Mullahs have frequently been involved in politics, but only recently have they served in positions of power, since Islamists seized power in Iran in 1979. In Syria, political militant groups supported by the West have taken root. The Taliban enforced Islamism in Afghanistan.

Usage

The term is most often applied to Shi'ite clerics, as Shi'a Islam is the predominant tradition in Iran. However, the term is very common in Urdu, spoken throughout Pakistan, and it is used throughout the Indian subcontinent for any Muslim clergy, Sunni or Shi'a. Muslim clergy in Russia and other former Soviet Republics are also referred to as mullahs, regardless of whether they are Sunni or Shi'a.

The term has also been used among Persian Jews, Bukharan Jews, Afghan Jews, and other Central Asian Jews to refer to the community's religious and/or secular leadership. In Kaifeng, China, the historic Chinese Jews who managed the synagogue were called "mullahs".[5]

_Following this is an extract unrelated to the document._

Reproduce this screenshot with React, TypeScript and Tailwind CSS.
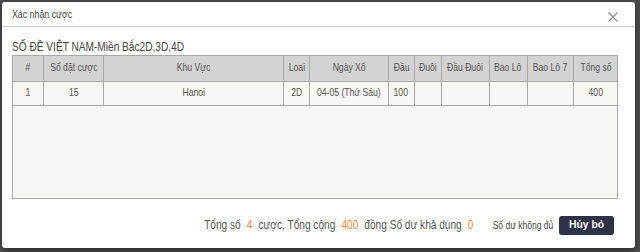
import React from "react";

const cols = [
  { label: "#", w: 31 },
  { label: "Số đặt cược", w: 60 },
  { label: "Khu Vực", w: 181 },
  { label: "Loai", w: 26 },
  { label: "Ngày Xổ", w: 78 },
  { label: "Đầu", w: 26 },
  { label: "Đuôi", w: 27 },
  { label: "Đầu Đuôi", w: 48 },
  { label: "Bao Lô", w: 38 },
  { label: "Bao Lô 7", w: 47 },
  { label: "Tổng số", w: 43 },
];

const row = ["1", "15", "Hanoi", "2D", "04-05 (Thứ Sáu)", "100", "", "", "", "", "400"];

export default function App() {
  return (
    <div
      className="w-[640px] h-[252px] bg-[#4d4d4d] pt-[2px] pl-[2px] overflow-hidden"
      style={{ fontFamily: '"Liberation Sans", Arial, sans-serif' }}
    >
      <div className="w-[633px] h-[246px] bg-white rounded-[3px] shadow-[0_2px_6px_rgba(0,0,0,0.5)] flex flex-col">
        <div className="h-[25px] border-b border-[#cfcfcf] flex items-center justify-between pl-[10px] pr-[17px]">
          <span className="inline-block text-[11px] text-[#444] pt-[1px] whitespace-nowrap origin-left scale-x-[0.8]">
            Xác nhận cược
          </span>
          <svg width="10" height="10" viewBox="0 0 10 10" className="text-[#8a8a8a] mt-[5px]">
            <path d="M0.5 0.5L9.5 9.5M9.5 0.5L0.5 9.5" stroke="currentColor" strokeWidth="1.2" />
          </svg>
        </div>
        <div className="pl-[10px] pt-[11px]">
          <div className="h-[17px] leading-[16px]">
            <span className="inline-block text-[12.5px] text-[#444] whitespace-nowrap origin-left scale-x-[0.81]">
              SỐ ĐỀ VIỆT NAM-Miền Bắc2D,3D,4D
            </span>
          </div>
          <div className="w-[606px] h-[144px] border border-[#a9a9a9] bg-[#f7f6f2]">
            <table className="border-collapse table-fixed text-[10.5px] text-[#555]">
              <colgroup>
                {cols.map((c, i) => (
                  <col key={i} style={{ width: c.w }} />
                ))}
              </colgroup>
              <thead>
                <tr className="h-[25px] bg-[#d3d3d3]">
                  {cols.map((c, i) => (
                    <th
                      key={i}
                      className={`font-normal text-center border-b border-[#a9a9a9] ${i < cols.length - 1 ? "border-r" : ""} px-0 whitespace-nowrap`}
                    >
                      <span className="inline-block scale-x-[0.82]">{c.label}</span>
                    </th>
                  ))}
                </tr>
              </thead>
              <tbody>
                <tr className="h-[24px]">
                  {row.map((v, i) => (
                    <td
                      key={i}
                      className={`text-center border-b border-[#a9a9a9] ${i < row.length - 1 ? "border-r" : ""} px-0 whitespace-nowrap`}
                    >
                      <span className="inline-block scale-x-[0.82]">{v}</span>
                    </td>
                  ))}
                </tr>
              </tbody>
            </table>
          </div>
        </div>
        <div className="flex items-center justify-end pr-[21px] mt-[16px] h-[20px]">
          <span className="inline-block text-[12.5px] text-[#555] whitespace-nowrap origin-right scale-x-[0.81]">
            Tổng số <span className="text-[#f58a3c] mx-[4px]">4</span> cược, Tổng cộng{" "}
            <span className="text-[#f58a3c] mx-[4px]">400</span> đồng Số dư khả dụng{" "}
            <span className="text-[#f58a3c] ml-[4px]">0</span>
          </span>
          <span className="inline-block text-[10px] text-[#444] ml-[8px] whitespace-nowrap origin-right scale-x-[0.85]">
            Số dư không đủ
          </span>
          <button className="ml-[6px] w-[55px] h-[19px] rounded-[3px] bg-[#2f3146] text-white text-[11.5px] font-bold whitespace-nowrap">
            <span className="inline-block scale-x-[0.9]">Hủy bỏ</span>
          </button>
        </div>
      </div>
    </div>
  );
}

Outside of Eastern Arabia, which has a long Shiite tradition and numerous Shiite minorities, the term is seldom used in other Arabic-speaking areas where its nearest equivalent is often shaykh (implying formal Islamic training), imam (prayer leader; not to be confused with the imams of the Shiite world), or ʿālim ("scholar", plural ʿulamāʾ). In the Sunni world, the concept of "cleric" is of limited usefulness, as authority in the religious system is relatively decentralized.

The term is frequently used in English, although English-speaking Muslim clergy rarely call themselves mullahs. It was adopted from Urdu by the British rulers of India and subsequently came into more widespread use.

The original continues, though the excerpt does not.